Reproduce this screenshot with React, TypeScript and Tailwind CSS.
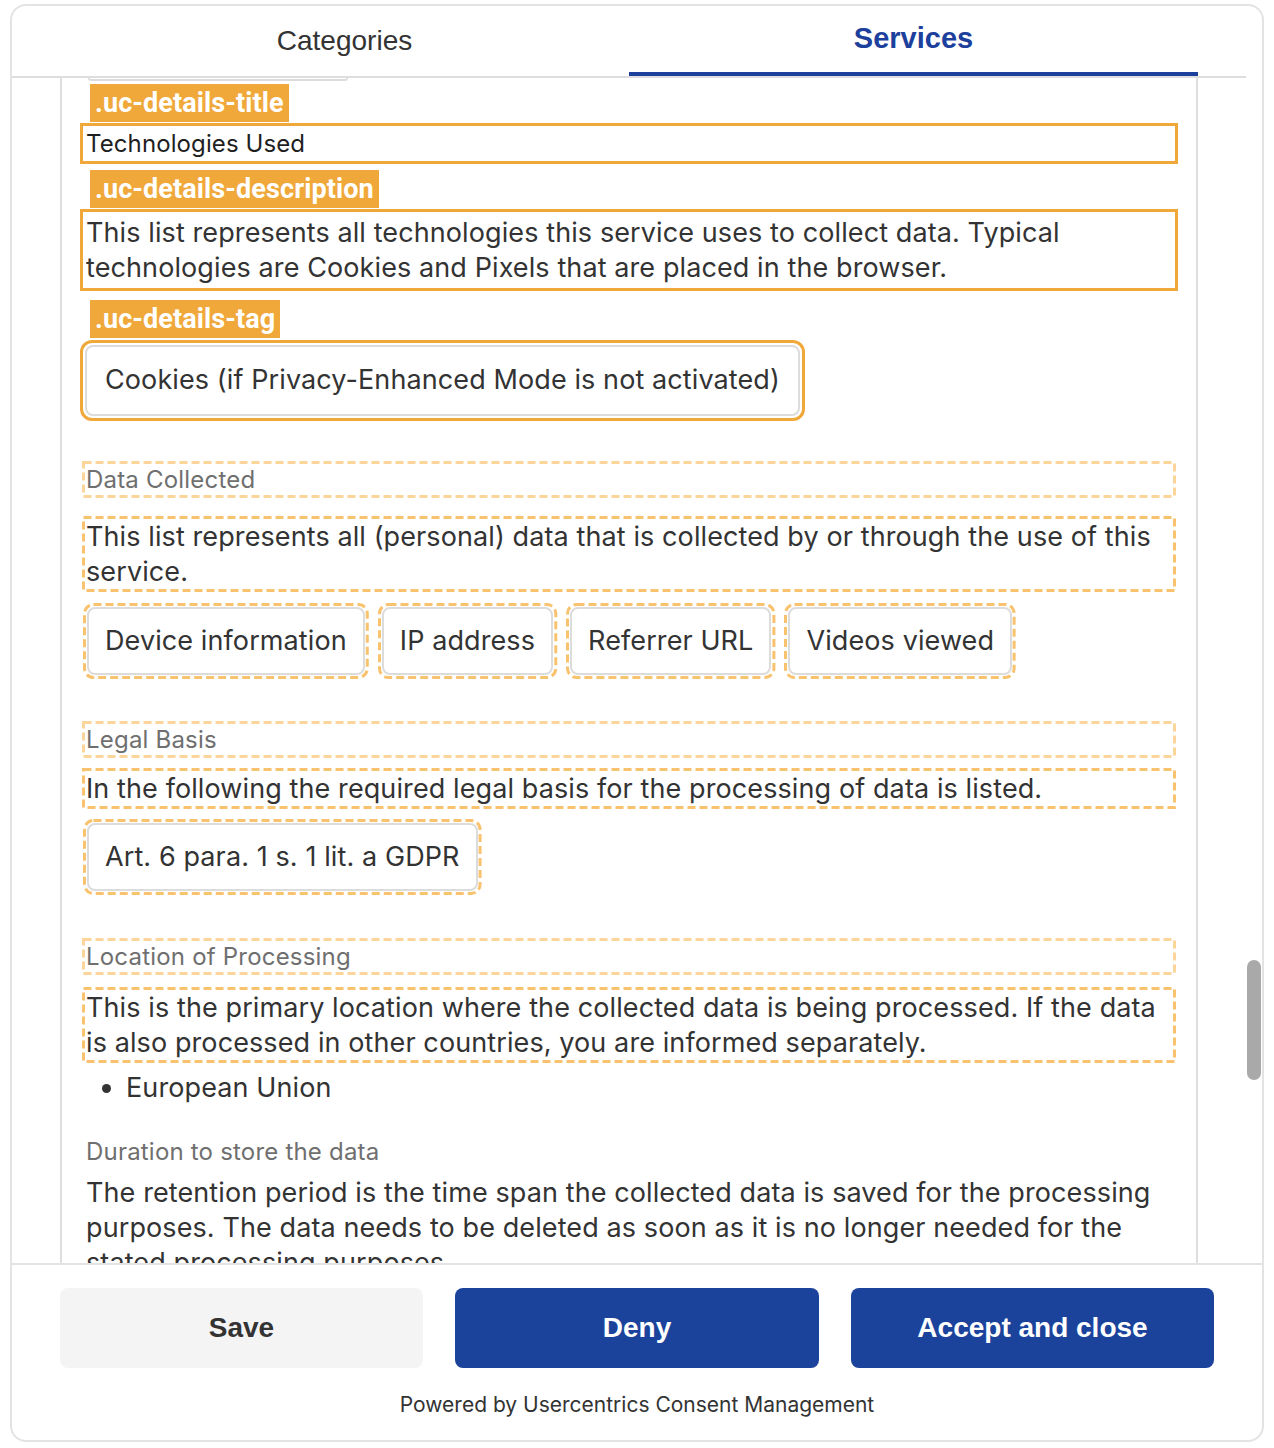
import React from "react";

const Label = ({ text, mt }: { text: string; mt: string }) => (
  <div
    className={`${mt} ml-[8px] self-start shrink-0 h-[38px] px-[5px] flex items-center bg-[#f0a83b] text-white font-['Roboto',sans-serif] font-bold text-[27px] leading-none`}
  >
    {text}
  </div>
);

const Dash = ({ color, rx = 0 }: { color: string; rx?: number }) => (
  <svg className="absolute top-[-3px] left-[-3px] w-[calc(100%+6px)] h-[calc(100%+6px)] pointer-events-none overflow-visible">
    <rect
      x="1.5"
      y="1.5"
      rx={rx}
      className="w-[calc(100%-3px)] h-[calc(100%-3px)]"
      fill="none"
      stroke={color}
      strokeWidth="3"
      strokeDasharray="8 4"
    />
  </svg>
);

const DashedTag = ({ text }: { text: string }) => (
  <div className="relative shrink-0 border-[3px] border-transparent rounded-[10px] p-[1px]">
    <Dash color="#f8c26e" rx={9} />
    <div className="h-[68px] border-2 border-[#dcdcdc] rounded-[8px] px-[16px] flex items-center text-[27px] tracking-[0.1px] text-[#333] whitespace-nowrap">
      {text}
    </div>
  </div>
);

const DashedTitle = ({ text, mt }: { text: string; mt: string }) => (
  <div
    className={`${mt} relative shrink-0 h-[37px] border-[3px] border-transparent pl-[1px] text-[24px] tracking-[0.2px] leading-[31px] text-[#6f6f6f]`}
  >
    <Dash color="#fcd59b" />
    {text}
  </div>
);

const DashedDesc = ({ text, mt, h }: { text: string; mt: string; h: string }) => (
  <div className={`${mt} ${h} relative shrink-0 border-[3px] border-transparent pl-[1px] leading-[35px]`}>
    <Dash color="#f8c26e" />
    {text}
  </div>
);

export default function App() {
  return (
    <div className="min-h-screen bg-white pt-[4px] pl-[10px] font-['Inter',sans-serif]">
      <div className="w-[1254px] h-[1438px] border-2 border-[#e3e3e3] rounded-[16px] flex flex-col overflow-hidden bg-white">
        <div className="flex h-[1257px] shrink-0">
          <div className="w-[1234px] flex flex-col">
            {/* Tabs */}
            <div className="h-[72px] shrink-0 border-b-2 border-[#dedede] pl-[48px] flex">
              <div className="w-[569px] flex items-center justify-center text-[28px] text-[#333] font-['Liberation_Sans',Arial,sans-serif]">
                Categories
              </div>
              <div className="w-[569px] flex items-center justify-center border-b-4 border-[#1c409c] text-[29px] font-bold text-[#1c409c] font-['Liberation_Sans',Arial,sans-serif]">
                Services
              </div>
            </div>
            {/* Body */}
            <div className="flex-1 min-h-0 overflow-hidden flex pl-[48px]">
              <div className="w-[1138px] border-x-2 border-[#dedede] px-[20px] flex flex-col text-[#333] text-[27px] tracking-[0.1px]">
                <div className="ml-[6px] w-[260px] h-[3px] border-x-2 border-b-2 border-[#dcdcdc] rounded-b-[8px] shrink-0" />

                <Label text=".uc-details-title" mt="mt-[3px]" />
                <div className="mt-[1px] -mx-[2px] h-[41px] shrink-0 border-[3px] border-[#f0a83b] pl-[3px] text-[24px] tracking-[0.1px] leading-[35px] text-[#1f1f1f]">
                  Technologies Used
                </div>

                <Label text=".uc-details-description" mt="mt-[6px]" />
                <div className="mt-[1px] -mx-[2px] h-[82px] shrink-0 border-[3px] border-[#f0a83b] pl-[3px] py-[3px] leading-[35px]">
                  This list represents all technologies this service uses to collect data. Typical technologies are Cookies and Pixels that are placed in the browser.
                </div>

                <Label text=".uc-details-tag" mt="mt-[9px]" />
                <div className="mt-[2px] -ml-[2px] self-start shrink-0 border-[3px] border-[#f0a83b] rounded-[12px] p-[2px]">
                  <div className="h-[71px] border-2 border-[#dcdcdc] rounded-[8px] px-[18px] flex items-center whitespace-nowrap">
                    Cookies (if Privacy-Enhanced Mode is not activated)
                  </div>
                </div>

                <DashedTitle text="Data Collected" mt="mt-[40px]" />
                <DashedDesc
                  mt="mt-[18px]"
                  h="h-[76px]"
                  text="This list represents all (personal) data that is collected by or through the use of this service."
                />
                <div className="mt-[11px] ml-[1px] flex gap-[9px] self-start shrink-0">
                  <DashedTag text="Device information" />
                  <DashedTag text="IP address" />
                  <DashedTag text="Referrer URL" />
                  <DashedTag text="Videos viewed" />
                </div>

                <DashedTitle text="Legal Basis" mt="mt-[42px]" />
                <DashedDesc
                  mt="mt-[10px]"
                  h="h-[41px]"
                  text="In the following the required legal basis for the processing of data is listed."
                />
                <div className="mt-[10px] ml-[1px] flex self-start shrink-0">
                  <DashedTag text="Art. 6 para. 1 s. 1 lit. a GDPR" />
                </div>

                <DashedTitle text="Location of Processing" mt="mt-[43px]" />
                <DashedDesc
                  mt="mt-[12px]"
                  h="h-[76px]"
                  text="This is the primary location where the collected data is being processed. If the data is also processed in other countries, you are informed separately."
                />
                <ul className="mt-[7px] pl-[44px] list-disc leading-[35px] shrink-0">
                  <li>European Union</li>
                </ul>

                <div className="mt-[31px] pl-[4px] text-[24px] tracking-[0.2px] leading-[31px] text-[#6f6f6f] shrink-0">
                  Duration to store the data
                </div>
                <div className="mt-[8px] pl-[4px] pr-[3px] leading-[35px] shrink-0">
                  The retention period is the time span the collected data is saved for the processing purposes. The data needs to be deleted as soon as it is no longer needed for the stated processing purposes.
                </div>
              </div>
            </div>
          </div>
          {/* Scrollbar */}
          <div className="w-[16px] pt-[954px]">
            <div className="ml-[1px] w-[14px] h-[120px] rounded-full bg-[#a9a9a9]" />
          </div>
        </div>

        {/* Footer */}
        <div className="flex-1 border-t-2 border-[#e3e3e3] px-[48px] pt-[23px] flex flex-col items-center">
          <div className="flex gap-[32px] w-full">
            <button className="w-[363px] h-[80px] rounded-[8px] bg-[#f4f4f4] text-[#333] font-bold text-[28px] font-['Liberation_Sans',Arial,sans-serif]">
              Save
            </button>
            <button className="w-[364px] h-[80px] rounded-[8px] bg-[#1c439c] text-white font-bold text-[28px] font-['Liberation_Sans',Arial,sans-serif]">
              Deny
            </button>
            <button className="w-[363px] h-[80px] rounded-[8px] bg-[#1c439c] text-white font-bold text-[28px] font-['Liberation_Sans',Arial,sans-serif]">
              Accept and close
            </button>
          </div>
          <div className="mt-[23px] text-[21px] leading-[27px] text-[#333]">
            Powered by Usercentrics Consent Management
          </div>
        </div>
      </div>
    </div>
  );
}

· · · · ·

**Challenge:**
Return every line above that contains the word "React".

**Result of this task:**
Reproduce this screenshot with React, TypeScript and Tailwind CSS.
import React from "react";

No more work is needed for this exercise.